In the same wing of the Museum there has been arranged a new exhibition of the decorative and industrial arts of the African Negro and of peoples of the South Pacific. The third hall of this wing will be occupied by an entirely new exhibition of North American Indian basketry.
There has been placed on exhibition in the Oriental Section a group of Japanese lacquers deposited by Captain Mitchell MacDonald who also deposited the six Japanese screens which have been long on exhibition

Lectures.
The Saturday afternoon lectures began on November 3d with the usual full attendance.

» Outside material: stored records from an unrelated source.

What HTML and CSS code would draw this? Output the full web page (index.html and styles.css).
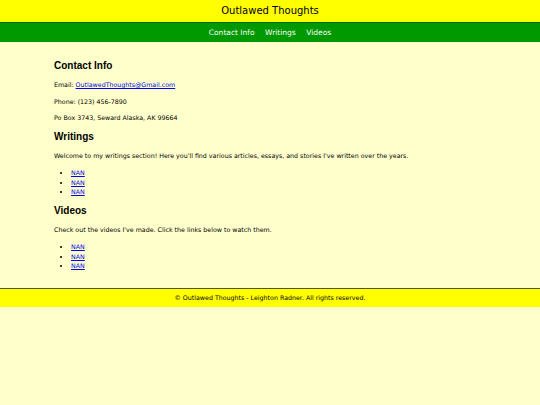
FILE: index.html
```html
<!DOCTYPE html>
<html lang="en">
<head>
<meta charset="utf-8">
<title>Outlawed Thoughts</title>
<link rel="stylesheet" href="styles.css">
</head>
<body>
<header class="site-header">
  <h1 class="site-title">Outlawed Thoughts</h1>
</header>
<nav class="site-nav">
  <a href="#contact">Contact Info</a>
  <a href="#writings">Writings</a>
  <a href="#videos">Videos</a>
</nav>
<main class="content">
  <section id="contact">
    <h2>Contact Info</h2>
    <p>Email: <a href="mailto:OutlawedThoughts@Gmail.com">OutlawedThoughts@Gmail.com</a></p>
    <p>Phone: (123) 456-7890</p>
    <p>Po Box 3743, Seward Alaska, AK 99664</p>
  </section>
  <section id="writings">
    <h2>Writings</h2>
    <p>Welcome to my writings section! Here you'll find various articles, essays, and stories I've written over the years.</p>
    <ul>
      <li><a href="#">NAN</a></li>
      <li><a href="#">NAN</a></li>
      <li><a href="#">NAN</a></li>
    </ul>
  </section>
  <section id="videos">
    <h2>Videos</h2>
    <p>Check out the videos I've made. Click the links below to watch them.</p>
    <ul>
      <li><a href="#">NAN</a></li>
      <li><a href="#">NAN</a></li>
      <li><a href="#">NAN</a></li>
    </ul>
  </section>
</main>
<footer class="site-footer">
  <p>&copy; Outlawed Thoughts - Leighton Radner. All rights reserved.</p>
</footer>
</body>
</html>
```
FILE: styles.css
```css
html, body {
  margin: 0;
  padding: 0;
}
body {
  background: #ffffcc;
  font-family: "Comic Sans MS", "DejaVu Sans", sans-serif;
  font-size: 6.3px;
  color: #000;
}
.site-header {
  background: #ffff00;
  height: 21.5px;
  display: flex;
  align-items: center;
  justify-content: center;
}
.site-title {
  margin: 1px 0 0;
  font-size: 10px;
  font-weight: normal;
  line-height: 1;
}
.site-nav {
  background: #009900;
  border-top: 1.5px solid #006600;
  height: 17.5px;
  padding-top: 1.5px;
  display: flex;
  align-items: center;
  justify-content: center;
  gap: 10.5px;
  font-size: 7.5px;
}
.site-nav a {
  color: #fff;
  text-decoration: none;
}
.content {
  padding: 10.5px 54px 9px;
}
.content h2 {
  font-family: "Liberation Sans", Arial, sans-serif;
  font-size: 10px;
  line-height: 12px;
  font-weight: bold;
  margin: 8px 0;
}
.content p {
  line-height: 9.5px;
  margin: 7px 0;
}
.content ul {
  margin: 8px 0;
  padding-left: 17px;
}
.content li {
  line-height: 9.5px;
}
.content a {
  color: #0000ee;
}
.site-footer {
  background: #ffff00;
  border-top: 1.5px solid #555522;
  height: 18.5px;
  display: flex;
  align-items: center;
  justify-content: center;
}
.site-footer p {
  margin: 0;
}
```
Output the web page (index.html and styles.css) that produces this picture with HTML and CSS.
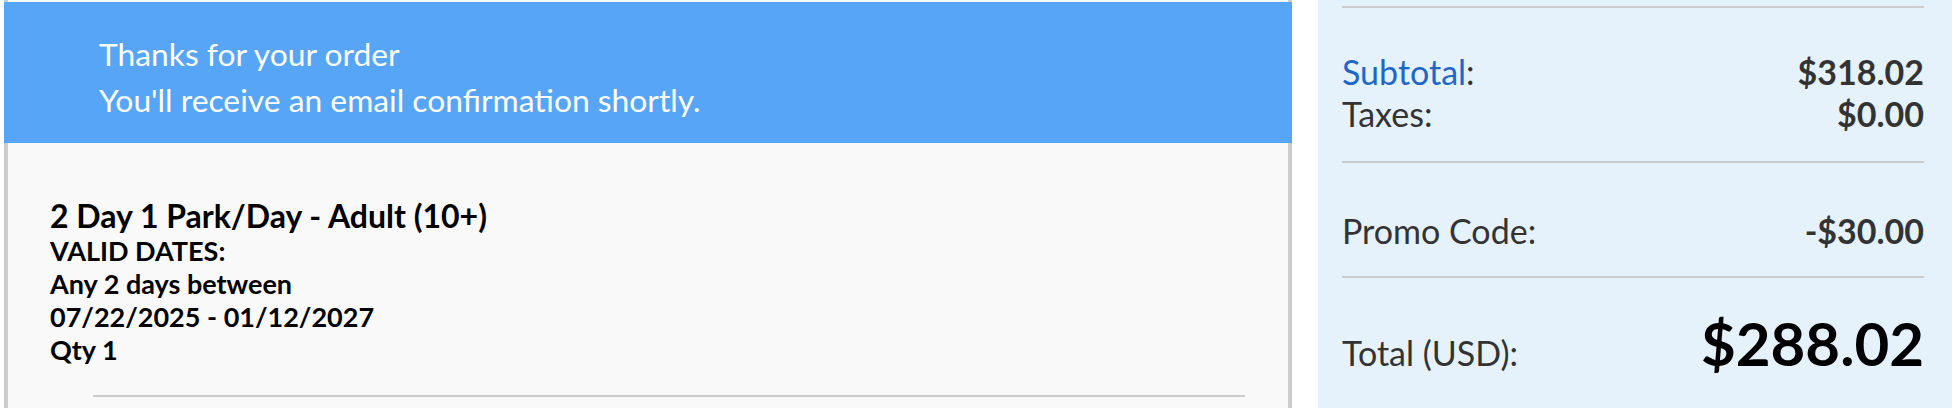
FILE: index.html
```html
<!DOCTYPE html>
<html lang="en">
<head>
    <meta charset="UTF-8">
    <meta name="viewport" content="width=device-width, initial-scale=1.0">
    <title>Order Confirmation</title>
    <link rel="stylesheet" href="styles.css">
</head>
<body>
    <div class="page">
        <div class="order-card">
            <div class="banner">
                <p>Thanks for your order</p>
                <p>You'll receive an email confirmation shortly.</p>
            </div>
            <div class="items">
                <div class="item">
                    <div class="item-name">2 Day 1 Park/Day - Adult (10+)</div>
                    <div class="item-line">VALID DATES:</div>
                    <div class="item-line">Any 2 days between</div>
                    <div class="item-line">07/22/2025 - 01/12/2027</div>
                    <div class="item-line">Qty 1</div>
                </div>
                <div class="item-rule"></div>
            </div>
        </div>
        <div class="summary">
            <div class="rule"></div>
            <div class="summary-group">
                <div class="summary-row">
                    <span class="label"><a href="#">Subtotal</a>:</span>
                    <span class="value">$318.02</span>
                </div>
                <div class="summary-row">
                    <span class="label">Taxes:</span>
                    <span class="value">$0.00</span>
                </div>
            </div>
            <div class="rule"></div>
            <div class="summary-group promo">
                <div class="summary-row">
                    <span class="label">Promo Code:</span>
                    <span class="value">-$30.00</span>
                </div>
            </div>
            <div class="rule"></div>
            <div class="summary-group total">
                <div class="summary-row">
                    <span class="label">Total (USD):</span>
                    <span class="value">$288.02</span>
                </div>
            </div>
        </div>
    </div>
</body>
</html>
```

FILE: styles.css
```css
body {
    margin: 0;
    font-family: Lato, "Open Sans", sans-serif;
    background-color: #fff;
    color: #333;
    overflow: hidden;
}

.page {
    display: flex;
    gap: 26px;
    height: 408px;
}

.order-card {
    width: 1288px;
    margin-left: 4px;
    padding-top: 2px;
    background-color: #f9f9f9;
    border-left: 4px solid #ccc;
    border-right: 4px solid #ccc;
    box-sizing: border-box;
}

.banner {
    background-color: #57a5f7;
    color: #fff;
    margin: 0 -4px;
    padding: 29px 0 20px 95px;
    font-size: 31.8px;
    line-height: 46px;
}
.banner p {
    margin: 0;
}

.items {
    padding: 0 43px 0 42px;
}
.item {
    padding-top: 56px;
    color: #000;
    font-weight: bold;
    font-size: 27px;
    line-height: 33px;
}
.item-name {
    font-size: 32px;
    line-height: 34.5px;
}
.item-rule {
    margin: 29px 0 0 43px;
    height: 2px;
    background-color: #ccc;
}

.summary {
    flex: 1;
    background-color: #e5f2fc;
    padding: 6px 28px 0 24px;
}
.rule {
    height: 2px;
    background-color: #ccc;
}
.summary-group {
    padding: 42.5px 0 26.5px;
}
.summary-row {
    display: flex;
    justify-content: space-between;
    align-items: baseline;
    font-size: 34px;
    line-height: 42px;
}
.summary-row a {
    color: #1f66c9;
    text-decoration: none;
}
.value {
    font-weight: bold;
}
.promo {
    padding: 46px 0 24px;
}
.promo .summary-row {
    line-height: 43px;
}
.total {
    padding: 44px 0 0;
}
.total .summary-row {
    line-height: 43px;
}
.total .value {
    font-size: 60px;
    color: #000;
}
```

The program for the year 1920-21 with the exception of the March dates, which have not yet been announced, is as follows.
November 6. Charles Theodore Carruth, The Art of Giotto. The Story of St. Francis.
November 13. Charles Theodore Carruth. The Art of Giotto. Giotto at Padua.
November 20. William Curtis Farabee. Iceland, The Country and its People
November 27. Charles Wellington Furlong. The Lost Kingdom of Montenegro.
December 4. George Byron Gordon. A Post-War Pilgrim in the Holy Land.
December 11. Donald B. MacMillan. Among the Polar Eskimo.
December 18. Ales Hrdlicka. The Peoples of Asia.
January 8. David M. Robinson. War Memorials Past and Present.
January 15. George Byron Gordon. The Eckley B. Coxe, Jr. Egyptian Expedition.
January 22. Clement Heaton. The Origins of Mediaeval Art.
January 29. W. B. Dinsmoor. The Restoration of Greek Buildings.
February 5. Fred Payne Clatworthy. Pictures of the West.
February 12. David George Hogarth. The Hittites in Asia Minor.
February 19. David George Hogarth. The Greeks in Asia Minor.
February 26. David George Hogarth. The Situation in the Near East.

The Wednesday afternoon course of lectures for school children were begun on October 6 and were continued until December 15. The demand for these lectures is increasing on the part of the teachers in the Public Schools so that each of the lectures has been repeated on successive afternoons. A further lecture program for the schools will begin in March.

Arrangements have been made for public lectures in the Auditorium of the Museum on Sunday afternoons beginning with the Sunday before Christmas. These lectures are regularly announced in the daily papers.

Docent Service.
The Docent service in the Museum has been resumed.